--- Start Given data ---
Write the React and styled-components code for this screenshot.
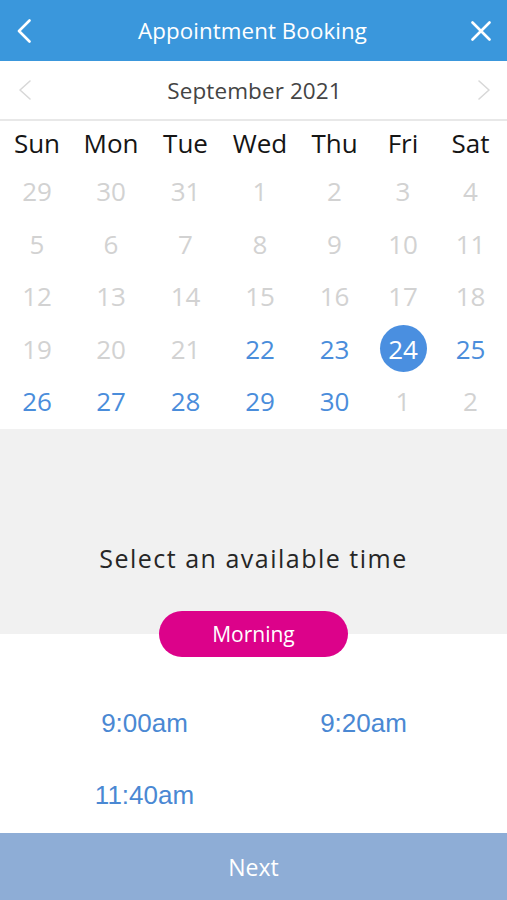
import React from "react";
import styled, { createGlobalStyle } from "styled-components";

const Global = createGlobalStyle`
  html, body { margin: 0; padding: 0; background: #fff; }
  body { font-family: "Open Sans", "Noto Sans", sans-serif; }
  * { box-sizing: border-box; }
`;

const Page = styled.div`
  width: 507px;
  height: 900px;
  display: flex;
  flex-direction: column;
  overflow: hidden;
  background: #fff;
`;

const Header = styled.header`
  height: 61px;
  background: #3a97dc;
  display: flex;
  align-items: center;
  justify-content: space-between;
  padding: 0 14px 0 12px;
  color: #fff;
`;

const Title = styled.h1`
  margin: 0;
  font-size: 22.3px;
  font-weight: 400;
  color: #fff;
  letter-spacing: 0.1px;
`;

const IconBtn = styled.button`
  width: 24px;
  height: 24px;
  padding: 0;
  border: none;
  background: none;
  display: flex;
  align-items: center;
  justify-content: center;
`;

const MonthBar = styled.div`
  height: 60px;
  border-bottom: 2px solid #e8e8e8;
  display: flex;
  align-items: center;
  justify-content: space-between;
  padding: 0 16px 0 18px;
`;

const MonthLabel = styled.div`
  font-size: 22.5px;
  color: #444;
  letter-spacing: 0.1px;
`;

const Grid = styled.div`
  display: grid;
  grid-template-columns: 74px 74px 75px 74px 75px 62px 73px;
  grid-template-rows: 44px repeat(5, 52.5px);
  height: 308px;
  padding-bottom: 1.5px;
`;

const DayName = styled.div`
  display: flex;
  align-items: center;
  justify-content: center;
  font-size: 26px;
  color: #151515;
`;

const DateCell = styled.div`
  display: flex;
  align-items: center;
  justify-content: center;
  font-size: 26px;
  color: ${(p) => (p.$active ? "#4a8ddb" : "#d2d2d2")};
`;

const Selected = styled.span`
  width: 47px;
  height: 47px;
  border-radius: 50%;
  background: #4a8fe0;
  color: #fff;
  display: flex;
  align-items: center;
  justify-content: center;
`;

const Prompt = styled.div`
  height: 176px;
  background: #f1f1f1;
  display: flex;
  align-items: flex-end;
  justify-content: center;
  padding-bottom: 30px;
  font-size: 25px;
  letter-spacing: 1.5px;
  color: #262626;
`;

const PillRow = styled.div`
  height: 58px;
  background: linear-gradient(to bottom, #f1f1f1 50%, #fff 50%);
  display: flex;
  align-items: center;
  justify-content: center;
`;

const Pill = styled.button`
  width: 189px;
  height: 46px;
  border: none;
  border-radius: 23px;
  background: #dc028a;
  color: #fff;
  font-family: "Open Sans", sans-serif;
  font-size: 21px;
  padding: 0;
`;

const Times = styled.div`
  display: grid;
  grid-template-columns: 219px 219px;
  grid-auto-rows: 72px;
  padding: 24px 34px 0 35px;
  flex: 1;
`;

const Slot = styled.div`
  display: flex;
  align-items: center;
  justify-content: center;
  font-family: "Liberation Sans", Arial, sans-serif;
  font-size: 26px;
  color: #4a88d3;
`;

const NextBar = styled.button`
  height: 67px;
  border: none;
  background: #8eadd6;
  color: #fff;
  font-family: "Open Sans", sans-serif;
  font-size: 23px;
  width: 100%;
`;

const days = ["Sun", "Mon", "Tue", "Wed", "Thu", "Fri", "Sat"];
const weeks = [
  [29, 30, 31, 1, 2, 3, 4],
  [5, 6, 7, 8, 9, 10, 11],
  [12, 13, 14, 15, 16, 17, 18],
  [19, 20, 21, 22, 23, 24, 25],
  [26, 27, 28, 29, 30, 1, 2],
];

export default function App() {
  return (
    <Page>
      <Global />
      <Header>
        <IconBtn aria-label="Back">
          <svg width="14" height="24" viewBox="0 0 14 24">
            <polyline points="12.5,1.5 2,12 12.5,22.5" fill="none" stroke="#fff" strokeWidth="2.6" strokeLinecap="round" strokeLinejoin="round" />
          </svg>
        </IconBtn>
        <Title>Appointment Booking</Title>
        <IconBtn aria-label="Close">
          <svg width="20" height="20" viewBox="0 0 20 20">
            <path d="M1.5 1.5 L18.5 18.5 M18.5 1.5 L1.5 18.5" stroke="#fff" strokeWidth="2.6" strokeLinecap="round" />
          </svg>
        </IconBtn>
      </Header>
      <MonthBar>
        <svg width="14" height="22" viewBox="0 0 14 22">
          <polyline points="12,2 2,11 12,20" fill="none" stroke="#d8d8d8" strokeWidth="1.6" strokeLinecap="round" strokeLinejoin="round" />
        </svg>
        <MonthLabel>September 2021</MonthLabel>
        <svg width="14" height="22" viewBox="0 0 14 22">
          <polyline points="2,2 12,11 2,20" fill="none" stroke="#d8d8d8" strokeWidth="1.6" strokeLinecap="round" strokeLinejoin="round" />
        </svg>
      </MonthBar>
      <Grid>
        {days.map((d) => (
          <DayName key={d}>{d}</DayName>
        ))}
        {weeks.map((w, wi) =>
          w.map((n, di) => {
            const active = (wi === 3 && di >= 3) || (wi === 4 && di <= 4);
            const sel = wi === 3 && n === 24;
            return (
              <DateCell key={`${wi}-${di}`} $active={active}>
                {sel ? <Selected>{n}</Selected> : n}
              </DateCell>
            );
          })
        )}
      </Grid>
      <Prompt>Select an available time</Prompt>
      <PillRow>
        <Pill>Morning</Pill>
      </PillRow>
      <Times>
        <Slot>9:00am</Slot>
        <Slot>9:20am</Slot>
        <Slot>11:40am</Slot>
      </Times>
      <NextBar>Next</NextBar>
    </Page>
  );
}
--- End Given data ---
◆ The problem
Working from the material above, transcribe it exactly while omitting pictures.

◆ Exercise result
Write the React and styled-components code for this screenshot.
import React from "react";
import styled, { createGlobalStyle } from "styled-components";

const Global = createGlobalStyle`
  html, body { margin: 0; padding: 0; background: #fff; }
  body { font-family: "Open Sans", "Noto Sans", sans-serif; }
  * { box-sizing: border-box; }
`;

const Page = styled.div`
  width: 507px;
  height: 900px;
  display: flex;
  flex-direction: column;
  overflow: hidden;
  background: #fff;
`;

const Header = styled.header`
  height: 61px;
  background: #3a97dc;
  display: flex;
  align-items: center;
  justify-content: space-between;
  padding: 0 14px 0 12px;
  color: #fff;
`;

const Title = styled.h1`
  margin: 0;
  font-size: 22.3px;
  font-weight: 400;
  color: #fff;
  letter-spacing: 0.1px;
`;

const IconBtn = styled.button`
  width: 24px;
  height: 24px;
  padding: 0;
  border: none;
  background: none;
  display: flex;
  align-items: center;
  justify-content: center;
`;

const MonthBar = styled.div`
  height: 60px;
  border-bottom: 2px solid #e8e8e8;
  display: flex;
  align-items: center;
  justify-content: space-between;
  padding: 0 16px 0 18px;
`;

const MonthLabel = styled.div`
  font-size: 22.5px;
  color: #444;
  letter-spacing: 0.1px;
`;

const Grid = styled.div`
  display: grid;
  grid-template-columns: 74px 74px 75px 74px 75px 62px 73px;
  grid-template-rows: 44px repeat(5, 52.5px);
  height: 308px;
  padding-bottom: 1.5px;
`;

const DayName = styled.div`
  display: flex;
  align-items: center;
  justify-content: center;
  font-size: 26px;
  color: #151515;
`;

const DateCell = styled.div`
  display: flex;
  align-items: center;
  justify-content: center;
  font-size: 26px;
  color: ${(p) => (p.$active ? "#4a8ddb" : "#d2d2d2")};
`;

const Selected = styled.span`
  width: 47px;
  height: 47px;
  border-radius: 50%;
  background: #4a8fe0;
  color: #fff;
  display: flex;
  align-items: center;
  justify-content: center;
`;

const Prompt = styled.div`
  height: 176px;
  background: #f1f1f1;
  display: flex;
  align-items: flex-end;
  justify-content: center;
  padding-bottom: 30px;
  font-size: 25px;
  letter-spacing: 1.5px;
  color: #262626;
`;

const PillRow = styled.div`
  height: 58px;
  background: linear-gradient(to bottom, #f1f1f1 50%, #fff 50%);
  display: flex;
  align-items: center;
  justify-content: center;
`;

const Pill = styled.button`
  width: 189px;
  height: 46px;
  border: none;
  border-radius: 23px;
  background: #dc028a;
  color: #fff;
  font-family: "Open Sans", sans-serif;
  font-size: 21px;
  padding: 0;
`;

const Times = styled.div`
  display: grid;
  grid-template-columns: 219px 219px;
  grid-auto-rows: 72px;
  padding: 24px 34px 0 35px;
  flex: 1;
`;

const Slot = styled.div`
  display: flex;
  align-items: center;
  justify-content: center;
  font-family: "Liberation Sans", Arial, sans-serif;
  font-size: 26px;
  color: #4a88d3;
`;

const NextBar = styled.button`
  height: 67px;
  border: none;
  background: #8eadd6;
  color: #fff;
  font-family: "Open Sans", sans-serif;
  font-size: 23px;
  width: 100%;
`;

const days = ["Sun", "Mon", "Tue", "Wed", "Thu", "Fri", "Sat"];
const weeks = [
  [29, 30, 31, 1, 2, 3, 4],
  [5, 6, 7, 8, 9, 10, 11],
  [12, 13, 14, 15, 16, 17, 18],
  [19, 20, 21, 22, 23, 24, 25],
  [26, 27, 28, 29, 30, 1, 2],
];

export default function App() {
  return (
    <Page>
      <Global />
      <Header>
        <IconBtn aria-label="Back">
          <svg width="14" height="24" viewBox="0 0 14 24">
            <polyline points="12.5,1.5 2,12 12.5,22.5" fill="none" stroke="#fff" strokeWidth="2.6" strokeLinecap="round" strokeLinejoin="round" />
          </svg>
        </IconBtn>
        <Title>Appointment Booking</Title>
        <IconBtn aria-label="Close">
          <svg width="20" height="20" viewBox="0 0 20 20">
            <path d="M1.5 1.5 L18.5 18.5 M18.5 1.5 L1.5 18.5" stroke="#fff" strokeWidth="2.6" strokeLinecap="round" />
          </svg>
        </IconBtn>
      </Header>
      <MonthBar>
        <svg width="14" height="22" viewBox="0 0 14 22">
          <polyline points="12,2 2,11 12,20" fill="none" stroke="#d8d8d8" strokeWidth="1.6" strokeLinecap="round" strokeLinejoin="round" />
        </svg>
        <MonthLabel>September 2021</MonthLabel>
        <svg width="14" height="22" viewBox="0 0 14 22">
          <polyline points="2,2 12,11 2,20" fill="none" stroke="#d8d8d8" strokeWidth="1.6" strokeLinecap="round" strokeLinejoin="round" />
        </svg>
      </MonthBar>
      <Grid>
        {days.map((d) => (
          <DayName key={d}>{d}</DayName>
        ))}
        {weeks.map((w, wi) =>
          w.map((n, di) => {
            const active = (wi === 3 && di >= 3) || (wi === 4 && di <= 4);
            const sel = wi === 3 && n === 24;
            return (
              <DateCell key={`${wi}-${di}`} $active={active}>
                {sel ? <Selected>{n}</Selected> : n}
              </DateCell>
            );
          })
        )}
      </Grid>
      <Prompt>Select an available time</Prompt>
      <PillRow>
        <Pill>Morning</Pill>
      </PillRow>
      <Times>
        <Slot>9:00am</Slot>
        <Slot>9:20am</Slot>
        <Slot>11:40am</Slot>
      </Times>
      <NextBar>Next</NextBar>
    </Page>
  );
}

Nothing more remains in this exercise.